Required work:
Determine how many lines of the material hold the string "index" and reply with only that number.

Data shown:
+---+
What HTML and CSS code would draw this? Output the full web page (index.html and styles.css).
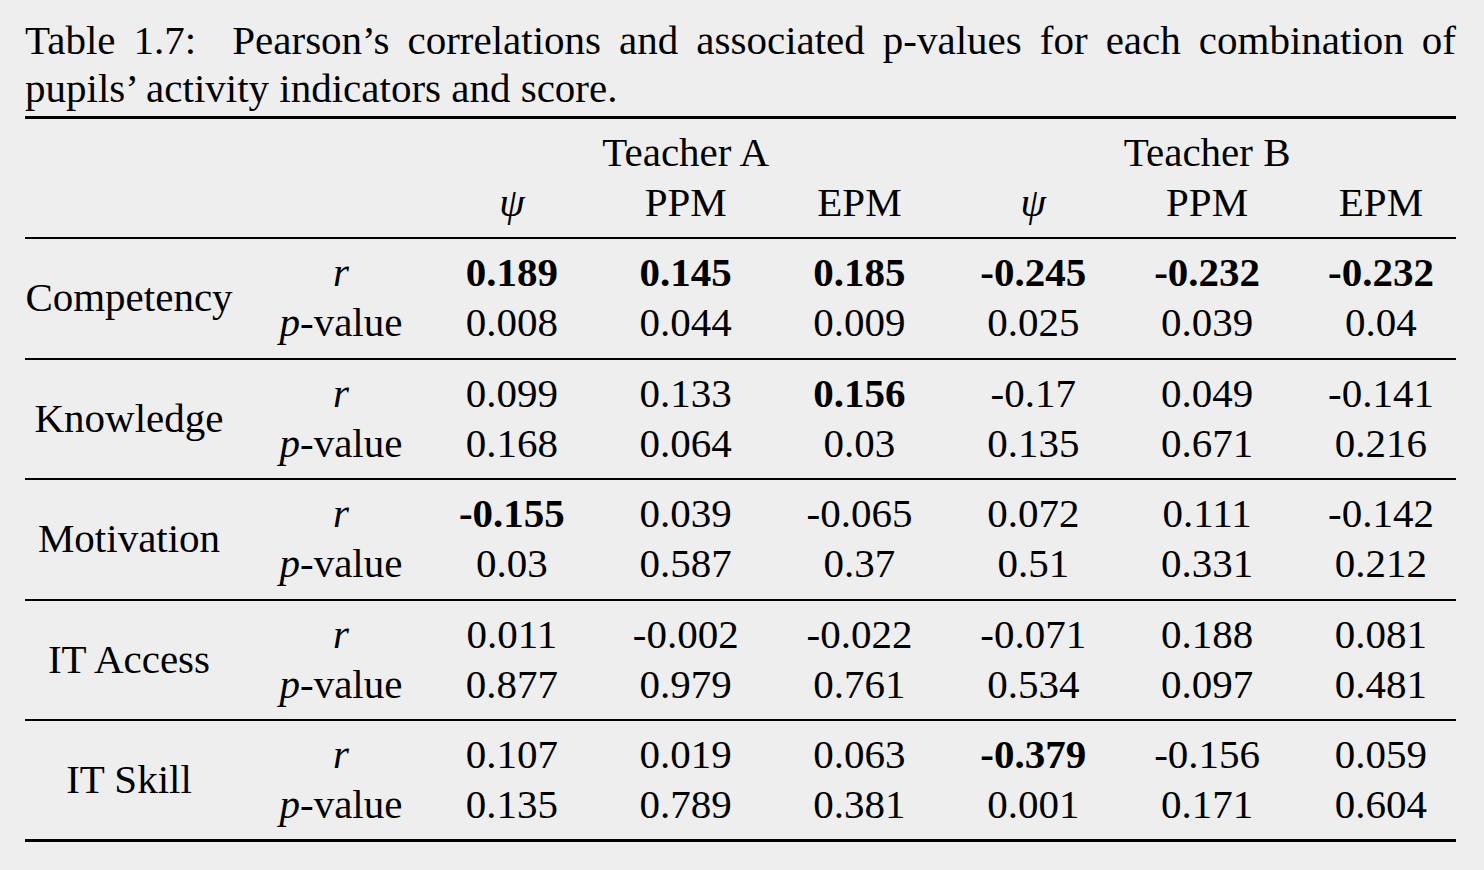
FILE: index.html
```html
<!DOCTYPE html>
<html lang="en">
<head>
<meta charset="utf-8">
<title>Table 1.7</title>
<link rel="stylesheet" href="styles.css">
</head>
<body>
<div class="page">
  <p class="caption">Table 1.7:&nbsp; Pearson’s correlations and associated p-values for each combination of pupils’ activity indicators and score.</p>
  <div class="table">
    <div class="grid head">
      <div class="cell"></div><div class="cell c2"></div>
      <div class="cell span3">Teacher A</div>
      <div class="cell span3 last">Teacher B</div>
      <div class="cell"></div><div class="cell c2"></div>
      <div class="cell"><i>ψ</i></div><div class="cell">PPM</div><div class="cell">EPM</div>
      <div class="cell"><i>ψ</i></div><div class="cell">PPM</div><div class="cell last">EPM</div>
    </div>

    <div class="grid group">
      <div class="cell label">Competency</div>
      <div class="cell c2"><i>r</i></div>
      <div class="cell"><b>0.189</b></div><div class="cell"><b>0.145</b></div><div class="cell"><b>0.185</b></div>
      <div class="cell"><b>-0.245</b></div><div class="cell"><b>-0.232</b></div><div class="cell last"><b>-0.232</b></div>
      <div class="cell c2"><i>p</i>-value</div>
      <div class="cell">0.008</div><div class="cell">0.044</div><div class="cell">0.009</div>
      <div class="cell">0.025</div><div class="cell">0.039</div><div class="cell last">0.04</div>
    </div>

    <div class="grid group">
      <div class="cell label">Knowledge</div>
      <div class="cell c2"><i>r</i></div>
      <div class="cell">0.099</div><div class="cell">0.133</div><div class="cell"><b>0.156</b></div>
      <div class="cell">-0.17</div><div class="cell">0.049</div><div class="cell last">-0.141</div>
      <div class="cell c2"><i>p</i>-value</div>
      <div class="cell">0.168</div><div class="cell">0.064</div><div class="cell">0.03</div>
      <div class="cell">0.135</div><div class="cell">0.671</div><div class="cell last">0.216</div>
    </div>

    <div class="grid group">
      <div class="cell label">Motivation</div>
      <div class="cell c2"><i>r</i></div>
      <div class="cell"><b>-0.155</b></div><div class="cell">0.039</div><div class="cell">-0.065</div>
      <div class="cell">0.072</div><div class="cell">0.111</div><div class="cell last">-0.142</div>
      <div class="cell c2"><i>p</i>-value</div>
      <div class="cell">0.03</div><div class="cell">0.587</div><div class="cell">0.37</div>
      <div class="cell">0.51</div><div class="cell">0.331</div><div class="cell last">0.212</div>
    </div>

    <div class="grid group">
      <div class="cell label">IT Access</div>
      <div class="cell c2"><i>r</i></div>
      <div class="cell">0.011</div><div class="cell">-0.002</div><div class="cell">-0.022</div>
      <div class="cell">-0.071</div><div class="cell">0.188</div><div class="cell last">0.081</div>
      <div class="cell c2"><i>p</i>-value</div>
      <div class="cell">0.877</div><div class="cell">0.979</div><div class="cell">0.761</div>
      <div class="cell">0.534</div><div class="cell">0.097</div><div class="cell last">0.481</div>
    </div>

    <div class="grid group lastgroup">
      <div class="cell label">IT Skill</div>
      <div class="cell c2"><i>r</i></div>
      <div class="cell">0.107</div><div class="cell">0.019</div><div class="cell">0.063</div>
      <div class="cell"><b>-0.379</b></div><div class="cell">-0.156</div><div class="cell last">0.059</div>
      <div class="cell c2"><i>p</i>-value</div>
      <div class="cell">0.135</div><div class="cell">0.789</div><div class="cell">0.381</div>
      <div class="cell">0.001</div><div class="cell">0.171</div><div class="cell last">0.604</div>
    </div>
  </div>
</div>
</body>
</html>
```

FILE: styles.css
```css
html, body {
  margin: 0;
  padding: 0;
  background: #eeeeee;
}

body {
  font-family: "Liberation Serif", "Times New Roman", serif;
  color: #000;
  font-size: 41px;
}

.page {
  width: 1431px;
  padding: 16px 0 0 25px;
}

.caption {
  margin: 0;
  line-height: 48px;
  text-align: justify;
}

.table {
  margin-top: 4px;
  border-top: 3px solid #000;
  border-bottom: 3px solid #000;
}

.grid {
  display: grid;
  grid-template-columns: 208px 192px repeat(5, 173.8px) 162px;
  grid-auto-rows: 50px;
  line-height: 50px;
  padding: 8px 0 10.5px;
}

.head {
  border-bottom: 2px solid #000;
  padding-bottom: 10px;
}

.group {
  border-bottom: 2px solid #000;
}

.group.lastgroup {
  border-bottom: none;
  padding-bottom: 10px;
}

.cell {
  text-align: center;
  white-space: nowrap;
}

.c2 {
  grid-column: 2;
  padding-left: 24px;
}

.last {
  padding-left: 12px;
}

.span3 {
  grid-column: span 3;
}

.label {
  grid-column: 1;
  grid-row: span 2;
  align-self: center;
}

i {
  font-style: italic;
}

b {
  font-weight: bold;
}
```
+---+
Exercise solution:
2